A strength phase, also called a neurological phase, is where you build strength and motor unit recruitment you can carry forward into hypertrophy phases.
Imagine you can perform a lift in a hypertrophy phase for a set of 10 with 100 pounds. If your weak link is your strength, then going into a strength phase and building up strength in the 4-6 rep range means you’ll recruit more muscle fibers and go back to the hypertrophy phase lifting either more weight or more reps in that same lift.
STRENGTH PHASE CHARACTERISTICS:
→ Relatively low reps (usually in the 4-6 rep range)
→ Relatively longer rest periods (usually 2-4 minutes)
→ Fairly low time under tension
→ Low fatigue and usually not using intensification techniques like drop sets or supersets
→ You’ll use the heavier loads
Example of a strength set:
Flat Dumbbell Bench Press: 4x4 (1 RIR): 120 Seconds rest between sets
Strength in this case isn’t talking about a powerlifting or even necessarily a “powerbuilding” program.
Most people will automatically think “bench, squat, deadlift, overhead press” when you say you’re in a strength phase.
While those types of exercises do lend themselves well to low reps and heavy weight, in this case you can use very similar exercise selection as you would in a hypertrophy or metabolic phase, but you’re using more straight sets, less intensification techniques, and a different shorter work to rest ratio.
Strength or neuro phases are great for anyone with high stress.
This means someone who has a high amount of psychological stress, big life events, job changes, etc. or someone who has a high amount of physiological stress from dieting, especially dieting on an aggressive calorie deficit intake or for a prolonged amount of time.
One really great thing about a neuro/strength phase is you can shift your focus a bit toward metrics.
Form is still the number one importance here, but within that parameter of good form and executing each rep properly, you can focus on adding weight and/or reps to the lift over time. This gives some short-term gratification in hypertrophy which in and of itself is a very slow grind goal.

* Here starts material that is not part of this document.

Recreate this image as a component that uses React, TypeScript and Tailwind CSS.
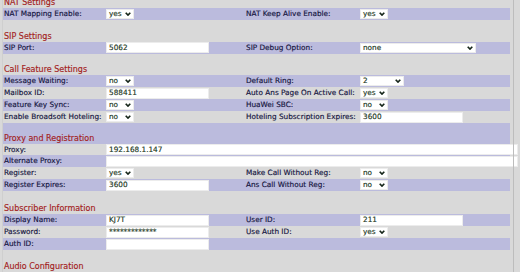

Hypertrophy is where you’ll spend most of your time if your goal is to build muscle. This is the phase where you’re focused on maximizing muscle growth.
HYPERTROPHY PHASE CHARACTERISTICS:
→ Moderate rep range (usually 8-12)
→ Moderate rest periods (anywhere from 30 seconds to 120 seconds, depending on the 'compoundedness' of the movement)
→ Most amount of sets to failure compared to the other phases
Example of a hypertrophy set: Flat Dumbbell Bench Press: 3x10 (1 RIR): 90 Seconds rest between sets
The main goal of a hypertrophy phase is mechanical tension, which is tension/pulling on the individual fibers of the muscles, to create a stimulus for the muscle to grow larger.
For anyone with body composition goals (a.k.a. most of our clients), this is where you’ll spend most of your time across the year (assuming you are eating to support hypertrophy.)
Metabolic phases improve the utilization of carbohydrates for fuel, improve systemic conditioning and local conditioning of each muscle.
The metabolic phase isn’t meant to be done in a severely calorie restricted or carb restricted state because of its high glucose (carb) demand.
CHARACTERISTICS OF A METABOLIC PHASE:
→ Relatively higher rep range
→ Higher work to rest ratio
→ Rate limiter is local fatigue/burn or systemic cardio fatigue
Example of a metabolic set: 3x8 Hip dominant squat → Superset with 3x8 45 degree hip extension
To improve systemic conditioning you’ll be pairing or performing large compound exercises with a relatively short rest period between sets to challenge your cardiovascular system and total body recovery.
Improving your systemic conditioning will mean when you go back to hypertrophy training you’ll be able to push harder in sets without getting gassed and needing to end the set due to heart rate instead of being able to fully fatigue the target muscle.
To improve local conditioning in a metabolic phase you’ll be pairing smaller muscle groups or the same muscle group in supersets, i.e. preacher curls supersetted with incline bicep curls.
Doing this will train the muscle to handle more fatigue and train the liver to get better conditioned at converting metabolic waste.
PUTTING IT ALL TOGETHER
Think of a video game avatar where you’re building your own player. You may have different attributes you can give them like strength, speed, power, jumping ability, and so on.
You’ll have some of these that are maxed out, and some that are lower. Bringing up your lowest one (i.e. the one with the most trainability) is where you’ll make the most improvement overall.
At some point, you reach your threshold for trainability in each given phase. You can think of trainability as the amount of progress/adaptations you have left in you before you start to plateau or even decline (or overshoot your recoverability).